The following environment variables can be used to affect the behavior of Arrow C++ at runtime. Many of these variables are inspected only once per process (for example, when the Arrow C++ DLL is loaded), so you cannot assume that changing their value later will have an effect.
.. envvar:: ARROW_DEBUG_MEMORY_POOL
Enable rudimentary memory checks to guard against buffer overflows.
The value of this environment variable selects the behavior when a
buffer overflow is detected:
- ``abort`` exits the processus with a non-zero return value;
- ``trap`` issues a platform-specific debugger breakpoint / trap instruction;
- ``warn`` prints a warning on stderr and continues execution;
If this variable is not set, or has empty an value, memory checks are disabled.
.. note::
While this functionality can be useful and has little overhead, it
is not a replacement for more sophisticated memory checking utilities
such as `Valgrind <https://valgrind.org/>`_ or
`Address Sanitizer <https://clang.llvm.org/docs/AddressSanitizer.html>`_.
.. envvar:: ARROW_DEFAULT_MEMORY_POOL Override the backend to be used for the default :ref:`memory pool <cpp_memory_pool>`. Possible values are among ``jemalloc``, ``mimalloc`` and ``system``, depending on which backends were enabled when :ref:`building Arrow C++ <building-arrow-cpp>`.
.. envvar:: ARROW_IO_THREADS Override the default number of threads for the global IO thread pool. The value of this environment variable should be a positive integer.
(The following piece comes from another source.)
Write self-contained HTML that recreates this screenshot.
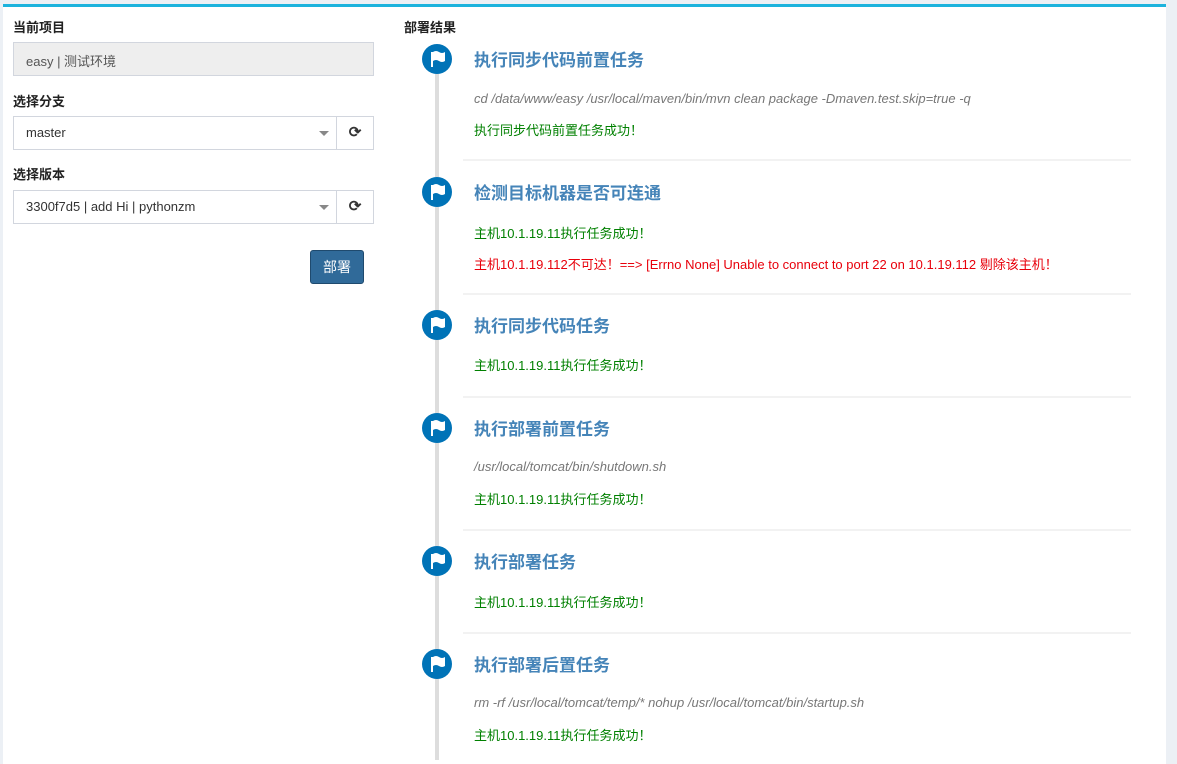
<!DOCTYPE html>
<html><head><meta charset="utf-8"><style>
*{box-sizing:border-box;margin:0;padding:0}
body{width:1177px;height:743px;background:#ecf0f5;font-family:"Liberation Sans","Noto Sans CJK SC",sans-serif;font-size:13px;color:#333;position:relative;overflow:hidden}
.card{position:absolute;left:3px;top:4px;width:1163px;height:760px;background:#fff;border-top:3px solid #1cb3dd}
.a{position:absolute;white-space:nowrap}
.lbl{font-weight:bold;font-size:13px;color:#222}
.box{position:absolute;border:1px solid #d2d6de;background:#fff}
.caret{position:absolute;width:0;height:0;border-left:5px solid transparent;border-right:5px solid transparent;border-top:5px solid #888}
.line{position:absolute;left:435px;top:60px;width:4px;height:700px;background:#ddd}
.dot{position:absolute;left:422px;width:30px;height:30px;border-radius:50%;background:#0073b7}
.t{position:absolute;left:474px;font-size:17px;font-weight:bold;color:#4584b8;white-space:nowrap}
.c{position:absolute;left:474px;font-style:italic;color:#777;white-space:nowrap}
.g{position:absolute;left:474px;color:#008000;white-space:nowrap}
.r{position:absolute;left:474px;color:#e8000b;white-space:nowrap}
.hr{position:absolute;left:463px;width:668px;height:2px;background:#f2f2f2}
</style></head><body>
<div class="card"></div>
<div class="a lbl" style="left:13px;top:17px">当前项目</div>
<div class="box" style="left:13px;top:42px;width:361px;height:34px;background:#eee"></div>
<div class="a" style="left:26px;top:51px;color:#555">easy | 测试环境</div>
<div class="a lbl" style="left:13px;top:91px">选择分支</div>
<div class="box" style="left:13px;top:116px;width:324px;height:34px"></div>
<div class="a" style="left:26px;top:125px">master</div>
<div class="caret" style="left:319px;top:131px"></div>
<div class="box" style="left:336px;top:116px;width:38px;height:34px;text-align:center;line-height:32px;font-size:15px;font-weight:bold">⟳</div>
<div class="a lbl" style="left:13px;top:164px">选择版本</div>
<div class="box" style="left:13px;top:190px;width:324px;height:34px"></div>
<div class="a" style="left:26px;top:199px">3300f7d5 | add Hi | pythonzm</div>
<div class="caret" style="left:319px;top:205px"></div>
<div class="box" style="left:336px;top:190px;width:38px;height:34px;text-align:center;line-height:32px;font-size:15px;font-weight:bold">⟳</div>
<div class="a" style="left:310px;top:250px;width:54px;height:34px;background:#306a99;border:1px solid #1f4a6e;border-radius:3px;color:#fff;font-size:14px;text-align:center;line-height:32px">部署</div>

<div class="a lbl" style="left:404px;top:17px">部署结果</div>
<div class="line"></div>

<div class="dot" style="top:44px"></div>
<div class="t" style="top:46px">执行同步代码前置任务</div>
<div class="c" style="top:91px">cd /data/www/easy /usr/local/maven/bin/mvn clean package -Dmaven.test.skip=true -q</div>
<div class="g" style="top:120px">执行同步代码前置任务成功！</div>
<div class="hr" style="top:159px"></div>

<div class="dot" style="top:177px"></div>
<div class="t" style="top:179px">检测目标机器是否可连通</div>
<div class="g" style="top:223px">主机10.1.19.11执行任务成功！</div>
<div class="r" style="top:254px">主机10.1.19.112不可达！==> [Errno None] Unable to connect to port 22 on 10.1.19.112 剔除该主机！</div>
<div class="hr" style="top:293px"></div>

<div class="dot" style="top:310px"></div>
<div class="t" style="top:312px">执行同步代码任务</div>
<div class="g" style="top:355px">主机10.1.19.11执行任务成功！</div>
<div class="hr" style="top:396px"></div>

<div class="dot" style="top:413px"></div>
<div class="t" style="top:415px">执行部署前置任务</div>
<div class="c" style="top:459px">/usr/local/tomcat/bin/shutdown.sh</div>
<div class="g" style="top:489px">主机10.1.19.11执行任务成功！</div>
<div class="hr" style="top:529px"></div>

<div class="dot" style="top:546px"></div>
<div class="t" style="top:548px">执行部署任务</div>
<div class="g" style="top:592px">主机10.1.19.11执行任务成功！</div>
<div class="hr" style="top:632px"></div>

<div class="dot" style="top:649px"></div>
<div class="t" style="top:651px">执行部署后置任务</div>
<div class="c" style="top:695px">rm -rf /usr/local/tomcat/temp/* nohup /usr/local/tomcat/bin/startup.sh</div>
<div class="g" style="top:725px">主机10.1.19.11执行任务成功！</div>

<svg style="position:absolute;left:0;top:0" width="1177" height="743">
<g fill="#fff">
<path id="f" d="M431 52 v15 h2 v-6 q3 -2 6 0 t6 0 v-9 q-3 2 -6 0 t-6 0 z"/>
<use href="#f" y="133"/><use href="#f" y="266"/><use href="#f" y="369"/><use href="#f" y="502"/><use href="#f" y="605"/>
</g></svg>
</body></html>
.. envvar:: ARROW_LIBHDFS_DIR The directory containing the C HDFS library (``hdfs.dll`` on Windows, ``libhdfs.dylib`` on macOS, ``libhdfs.so`` on other platforms). Alternatively, one can set :envvar:`HADOOP_HOME`.
.. envvar:: ARROW_TRACING_BACKEND
The backend where to export `OpenTelemetry <https://opentelemetry.io/>`_-based
execution traces. Possible values are:
- ``ostream``: emit textual log messages to stdout;
- ``otlp_http``: emit JSON traces to a HTTP server (by default, the endpoint
URL is "http://localhost:4318/v1/traces");
- ``arrow_otlp_stdout``: emit JSON traces to stdout;
- ``arrow_otlp_stderr``: emit JSON traces to stderr.
If this variable is not set, no traces are exported.
This environment variable has no effect if Arrow C++ was not built with
tracing enabled.
.. seealso::
`OpenTelemetry configuration for remote endpoints
<https://github.com/open-telemetry/opentelemetry-specification/blob/main/specification/protocol/exporter.md>`__
.. envvar:: ARROW_USER_SIMD_LEVEL
The SIMD optimization level to select. By default, Arrow C++ detects
the capabilities of the current CPU at runtime and chooses the best
execution paths based on that information. One can override the detection
by setting this environment variable to a well-defined value.
Supported values are:
- ``NONE`` disables any runtime-selected SIMD optimization;
- ``SSE4_2`` enables any SSE2-based optimizations until SSE4.2 (included);
- ``AVX`` enables any AVX-based optimizations and earlier;
- ``AVX2`` enables any AVX2-based optimizations and earlier;
- ``AVX512`` enables any AVX512-based optimizations and earlier.
This environment variable only has an effect on x86 platforms. Other
platforms currently do not implement any form of runtime dispatch.
.. note::
In addition to runtime dispatch, the compile-time SIMD level can
be set using the ``ARROW_SIMD_LEVEL`` CMake configuration variable.
Unlike runtime dispatch, compile-time SIMD optimizations cannot be
changed at runtime (for example, if you compile Arrow C++ with AVX512
enabled, the resulting binary will only run on AVX512-enabled CPUs).
.. envvar:: GANDIVA_CACHE_SIZE The number of entries to keep in the Gandiva JIT compilation cache. The cache is in-memory and does not persist accross processes.
.. envvar:: HADOOP_HOME The path to the Hadoop installation.
.. envvar:: JAVA_HOME Set the path to the Java Runtime Environment installation. This may be required for HDFS support if Java is installed in a non-standard location.
.. envvar:: OMP_NUM_THREADS The number of worker threads in the global (process-wide) CPU thread pool. If this environment variable is not defined, the available hardware concurrency is determined using a platform-specific routine.
.. envvar:: OMP_THREAD_LIMIT An upper bound for the number of worker threads in the global (process-wide) CPU thread pool. For example, if the current machine has 4 hardware threads and ``OMP_THREAD_LIMIT`` is 8, the global CPU thread pool will have 4 worker threads. But if ``OMP_THREAD_LIMIT`` is 2, the global CPU thread pool will have 2 worker threads.